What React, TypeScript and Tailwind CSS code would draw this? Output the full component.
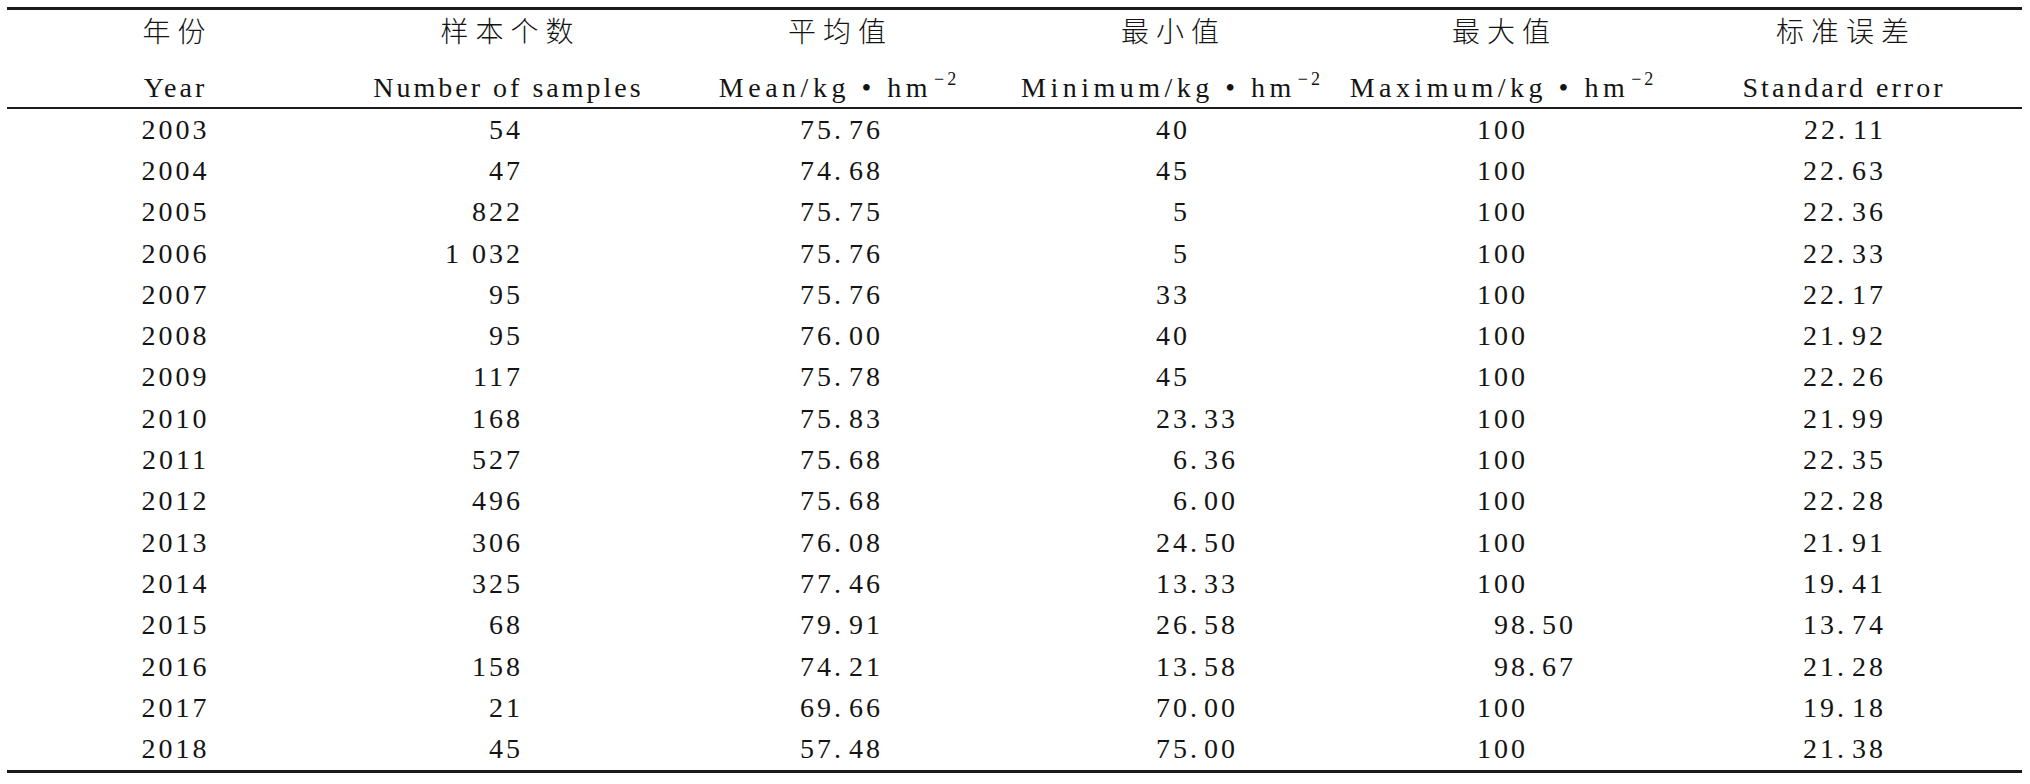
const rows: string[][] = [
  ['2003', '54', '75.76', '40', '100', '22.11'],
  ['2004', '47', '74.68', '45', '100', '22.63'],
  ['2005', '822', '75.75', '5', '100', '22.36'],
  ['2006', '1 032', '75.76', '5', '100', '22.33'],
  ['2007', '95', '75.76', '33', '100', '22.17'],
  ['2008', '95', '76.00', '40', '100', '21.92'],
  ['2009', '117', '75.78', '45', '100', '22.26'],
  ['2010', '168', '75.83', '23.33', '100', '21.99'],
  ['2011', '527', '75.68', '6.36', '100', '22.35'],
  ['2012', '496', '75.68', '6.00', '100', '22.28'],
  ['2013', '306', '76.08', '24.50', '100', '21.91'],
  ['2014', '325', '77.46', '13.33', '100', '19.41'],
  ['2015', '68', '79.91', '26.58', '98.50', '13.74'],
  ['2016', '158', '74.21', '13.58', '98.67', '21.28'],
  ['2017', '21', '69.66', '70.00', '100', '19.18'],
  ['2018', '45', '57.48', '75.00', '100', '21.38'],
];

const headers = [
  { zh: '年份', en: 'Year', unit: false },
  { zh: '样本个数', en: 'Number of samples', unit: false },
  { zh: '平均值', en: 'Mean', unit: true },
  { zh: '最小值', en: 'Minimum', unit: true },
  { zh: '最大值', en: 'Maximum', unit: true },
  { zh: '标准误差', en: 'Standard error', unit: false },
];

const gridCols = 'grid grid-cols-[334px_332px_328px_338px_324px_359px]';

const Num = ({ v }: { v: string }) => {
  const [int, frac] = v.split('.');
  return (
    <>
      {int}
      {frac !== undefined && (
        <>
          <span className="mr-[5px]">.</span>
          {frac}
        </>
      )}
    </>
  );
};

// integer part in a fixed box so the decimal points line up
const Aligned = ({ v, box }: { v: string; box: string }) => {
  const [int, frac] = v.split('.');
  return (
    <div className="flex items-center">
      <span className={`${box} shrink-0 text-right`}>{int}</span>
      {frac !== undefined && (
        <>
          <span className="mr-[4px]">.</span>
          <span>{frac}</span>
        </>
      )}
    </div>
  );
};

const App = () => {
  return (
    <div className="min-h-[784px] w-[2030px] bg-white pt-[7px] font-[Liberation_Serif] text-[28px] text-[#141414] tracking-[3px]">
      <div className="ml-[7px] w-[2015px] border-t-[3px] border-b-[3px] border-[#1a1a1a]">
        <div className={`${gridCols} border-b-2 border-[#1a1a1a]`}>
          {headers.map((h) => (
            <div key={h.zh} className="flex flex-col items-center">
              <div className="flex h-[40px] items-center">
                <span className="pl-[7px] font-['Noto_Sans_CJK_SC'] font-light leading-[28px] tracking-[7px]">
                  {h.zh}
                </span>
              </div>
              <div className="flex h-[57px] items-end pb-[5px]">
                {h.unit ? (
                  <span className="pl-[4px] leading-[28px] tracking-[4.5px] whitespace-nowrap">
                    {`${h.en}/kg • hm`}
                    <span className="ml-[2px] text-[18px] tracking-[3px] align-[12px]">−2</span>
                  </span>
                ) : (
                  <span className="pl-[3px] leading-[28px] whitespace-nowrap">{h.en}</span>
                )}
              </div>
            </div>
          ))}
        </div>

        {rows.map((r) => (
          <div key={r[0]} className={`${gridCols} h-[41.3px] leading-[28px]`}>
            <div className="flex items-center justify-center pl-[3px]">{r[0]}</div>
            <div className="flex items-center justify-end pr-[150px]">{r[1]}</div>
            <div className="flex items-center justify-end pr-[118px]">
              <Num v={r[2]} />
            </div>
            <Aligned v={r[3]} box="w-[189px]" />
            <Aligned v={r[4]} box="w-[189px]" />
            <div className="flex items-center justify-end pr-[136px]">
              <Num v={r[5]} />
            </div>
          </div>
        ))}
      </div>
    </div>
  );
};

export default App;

_Written task_
Every line from the top of the material above through the line with "const gridCols = 'grid" should be duplicated exactly, please; leave out the pictures.

_The response_
What React, TypeScript and Tailwind CSS code would draw this? Output the full component.
const rows: string[][] = [
  ['2003', '54', '75.76', '40', '100', '22.11'],
  ['2004', '47', '74.68', '45', '100', '22.63'],
  ['2005', '822', '75.75', '5', '100', '22.36'],
  ['2006', '1 032', '75.76', '5', '100', '22.33'],
  ['2007', '95', '75.76', '33', '100', '22.17'],
  ['2008', '95', '76.00', '40', '100', '21.92'],
  ['2009', '117', '75.78', '45', '100', '22.26'],
  ['2010', '168', '75.83', '23.33', '100', '21.99'],
  ['2011', '527', '75.68', '6.36', '100', '22.35'],
  ['2012', '496', '75.68', '6.00', '100', '22.28'],
  ['2013', '306', '76.08', '24.50', '100', '21.91'],
  ['2014', '325', '77.46', '13.33', '100', '19.41'],
  ['2015', '68', '79.91', '26.58', '98.50', '13.74'],
  ['2016', '158', '74.21', '13.58', '98.67', '21.28'],
  ['2017', '21', '69.66', '70.00', '100', '19.18'],
  ['2018', '45', '57.48', '75.00', '100', '21.38'],
];

const headers = [
  { zh: '年份', en: 'Year', unit: false },
  { zh: '样本个数', en: 'Number of samples', unit: false },
  { zh: '平均值', en: 'Mean', unit: true },
  { zh: '最小值', en: 'Minimum', unit: true },
  { zh: '最大值', en: 'Maximum', unit: true },
  { zh: '标准误差', en: 'Standard error', unit: false },
];

const gridCols = 'grid grid-cols-[334px_332px_328px_338px_324px_359px]';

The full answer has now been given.